Article 5, § 1, became a part of the Constitution in April, 1913. In so far as material to the present case, it provides:
‘Upon presentation to the secretary of state witnin ninety days after the final adjournment of the legislature, of a petition certified to as herein provided, as having been signed by qualified electors equal in number to five per cent of the total vote cast for all candidates for governor at the last election at which a governor was elected, asking that any act, section or part of any act of the legislature, be submitted to the electors for approval or rejection, the secretary of state, after canvassing such petition as above required, and the same is found to be signed by the requisite number of electors, shall submit to the electors for approval or rejection such act or section or part of any act at the next succeeding general election; and no such act shall go into effect until and unless approved by a majority of the qualified electors voting thereon. * * *
Referendum provisions have been adopted in 21 jurisdictions.1 These amendments have met with varying success in practical operation. 43 Harvard Law Rev. p. 813 (note); Oberholtzer, ‘The Referendum in America.’ Many jurisdictions interpret referendum provisions liberally, holding that the referendum is an exercise of powers reserved to the people.

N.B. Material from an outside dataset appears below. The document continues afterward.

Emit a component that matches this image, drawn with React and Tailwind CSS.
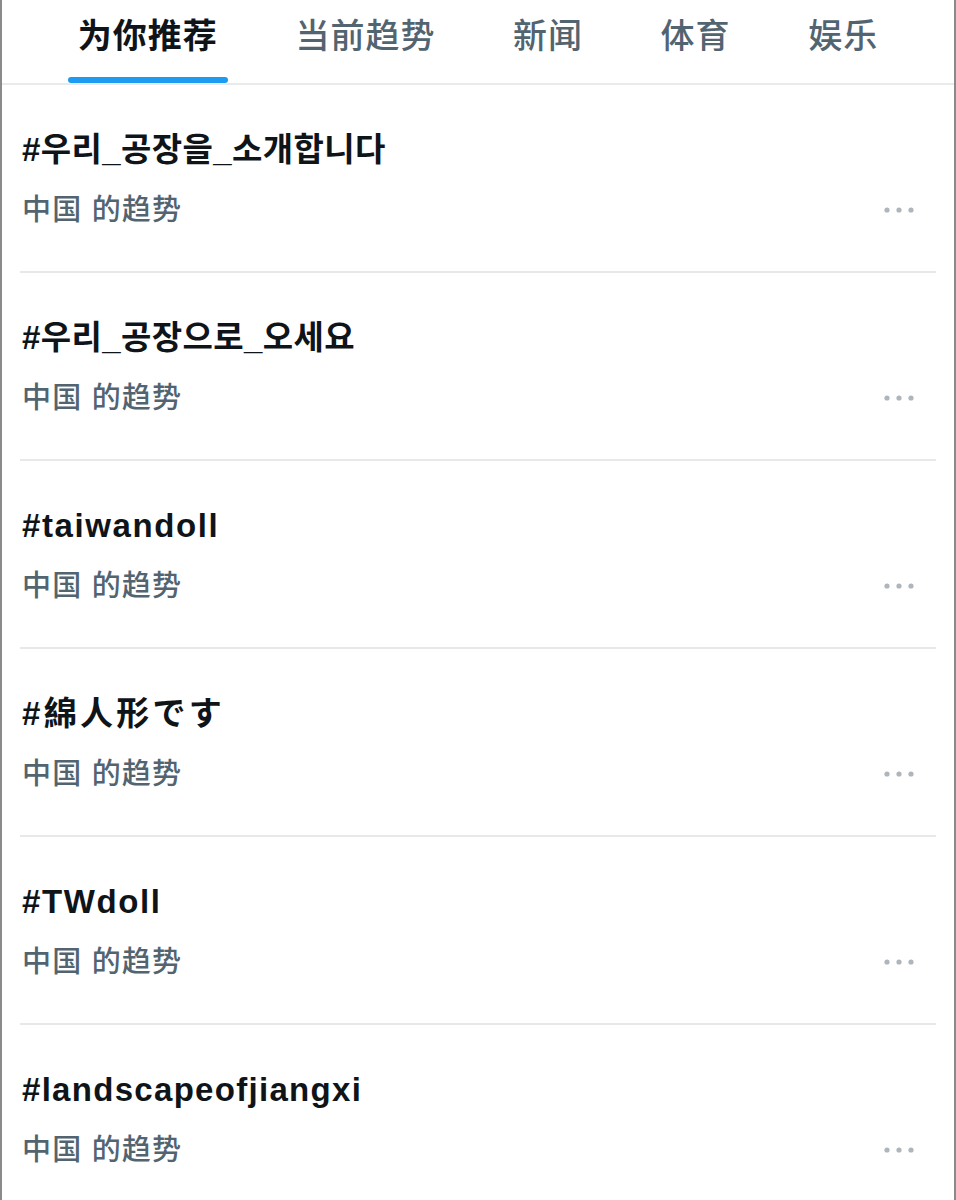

Brownlow v. Wunsch, 103 Colo. 120, 83 P.2d 775;State ex rel. Carson v. Kozer, 108 Or. 550, 217 P. 827;Wood v. Byrne, 60 N.D. 1, 232 N.W. 303;Ford v. Mitchell, 103 Mont. 99, 61 P.2d 815; State ex rel. Howell v. Superior Court, 97 Wash. 569, 166 P. 1126. Other jurisdictions, including Michigan, have seen in the referendum a concession to an organized minority and a limitation upon the rights of the people. Ferle v. Parsons, 210 Mich. 150, 177 N.W. 397;Ohio Valley Electric Ry. Co. v. Hagerty, 14 Ohio App. 398. See, also, Ley v. Dominguez, 212 Cal. 587, 299 P. 713.
We take up the issues raised by petitioners:
1. It is not necessary that each section of the petition shall have stamped on the face thereof the date of filing with the county clerk. The Constitution does not demand that the petition be dated. It prescribes only that the petitions shall be ‘filed at the same time.’